Having recognized the role and the relevance of the containerization paradigm for IT infrastructure augmentation and acceleration, a few technologies that leverage the unique and decisive impacts of the containerization idea have come into existence and they have been enumerated as follows:
- LXC (Linux Containers): This is the father of all kinds of containers and it represents an operating-system-level virtualization environment for running multiple isolated Linux systems (containers) on a single Linux machine.The article LXC on the Wikipedia website states that:
“The Linux kernel provides the cgroups functionality that allows limitation and prioritization of resources (CPU, memory, block I/O, network, etc.) without the need for starting any virtual machines, and namespace isolation functionality that allows complete isolation of an applications’ view of the operating environment, including process trees, networking, user IDs and mounted file systems.”

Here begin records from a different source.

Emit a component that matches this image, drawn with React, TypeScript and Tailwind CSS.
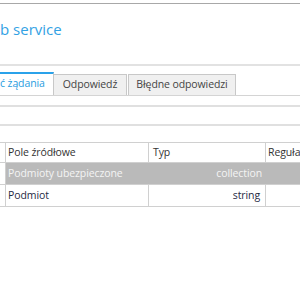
import React from "react";

export default function App() {
  return (
    <div
      className="w-[300px] h-[300px] bg-white overflow-hidden relative"
      style={{ fontFamily: '"Open Sans", "Noto Sans", sans-serif' }}
    >
      <div className="h-[3px]" />
      <div className="h-px bg-[#a8a8a8]" />
      <div className="h-[14px]" />
      <div className="text-[15px] leading-[22px] text-[#33a2e4] whitespace-nowrap">b service</div>
      <div className="h-[24px]" />
      <div className="h-[2px] bg-[#e2e2e2]" />
      <div className="h-[7px]" />
      {/* tabs */}
      <div className="flex items-end h-[23px] border-b border-[#d4d4d4] text-[10.5px] tracking-[-0.1px]">
        <div className="h-[23px] w-[54px] border-t-2 border-t-[#2aa2ea] border-r border-r-[#c8c8c8] bg-white leading-[19px] text-[#2a9de0] whitespace-nowrap pl-0">
          ć żądania
        </div>
        <div className="h-[21px] w-[73px] border border-l-0 border-[#c8c8c8] border-b-0 bg-[#f0f0f0] leading-[19px] text-[#444] text-center whitespace-nowrap">
          Odpowiedź
        </div>
        <div className="ml-px h-[21px] w-[108px] border border-[#c8c8c8] border-b-0 bg-[#f0f0f0] leading-[19px] text-[#444] text-center whitespace-nowrap">
          Błędne odpowiedzi
        </div>
      </div>
      <div className="h-[9px]" />
      <div className="h-[2px] bg-[#e0e0e0]" />
      <div className="h-[17px]" />
      <div className="h-[2px] bg-[#e0e0e0]" />
      <div className="h-[16px]" />
      {/* table */}
      <div className="border-t border-b border-[#d0d0d0] text-[10.5px] tracking-[-0.1px]">
        <div className="flex h-[20px] border-b border-[#d0d0d0] text-[#333]">
          <div className="w-[6px] border-r border-[#d0d0d0]" />
          <div className="w-[143px] border-r border-[#d0d0d0] pl-[2px] leading-[19px] whitespace-nowrap">Pole źródłowe</div>
          <div className="w-[117px] border-r border-[#d0d0d0] pl-[4px] leading-[19px] whitespace-nowrap">Typ</div>
          <div className="flex-1 pl-[2px] leading-[19px] whitespace-nowrap overflow-hidden">Reguła</div>
        </div>
        <div className="flex h-[22px] border-b border-[#d0d0d0]">
          <div className="w-[6px] border-r border-[#d0d0d0] bg-white" />
          <div className="flex-1 flex bg-[#bababa] text-[#f4f4f4]">
            <div className="w-[143px] pl-[2px] leading-[21px] whitespace-nowrap">Podmioty ubezpieczone</div>
            <div className="w-[117px] pr-[4px] text-right leading-[21px] whitespace-nowrap">collection</div>
            <div className="flex-1" />
          </div>
        </div>
        <div className="flex h-[21px] text-[#1f2a44]">
          <div className="w-[6px] border-r border-[#d0d0d0]" />
          <div className="w-[143px] border-r border-[#d0d0d0] pl-[2px] leading-[21px] whitespace-nowrap">Podmiot</div>
          <div className="w-[117px] border-r border-[#d0d0d0] pr-[5px] text-right leading-[21px] whitespace-nowrap relative">
            string
          </div>
          <div className="flex-1" />
        </div>
      </div>
    </div>
  );
}
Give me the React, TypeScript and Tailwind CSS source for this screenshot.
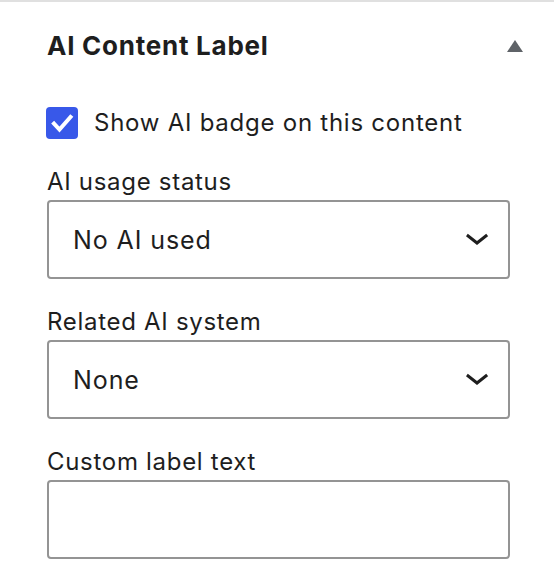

You can get more information on Wikipedia.
- OpenVZ: This is an OS-level virtualization technology based on the Linux kernel and the operating system. OpenVZ allows a physical server to run multiple isolated operating system instances, called containers, virtual private servers (VPSs), or virtual environments (VEs).
- The FreeBSD jail: This is a mechanism that implements an OS-level virtualization, which lets the administrators partition a FreeBSD-based computer system into several independent mini-systems called jails.
- The AIX Workload partitions (WPARs): These are the software implementations of the OS-level virtualization technology, which provide application environment isolation and resource control.
- Solaris Containers (including Solaris Zones): This is an implementation of the OS-level virtualization technology for the x86 and SPARC systems. A Solaris Container is a combination of the system resource controls and boundary separation provided by zones. Zones act as completely isolated virtual servers within a single operating system instance.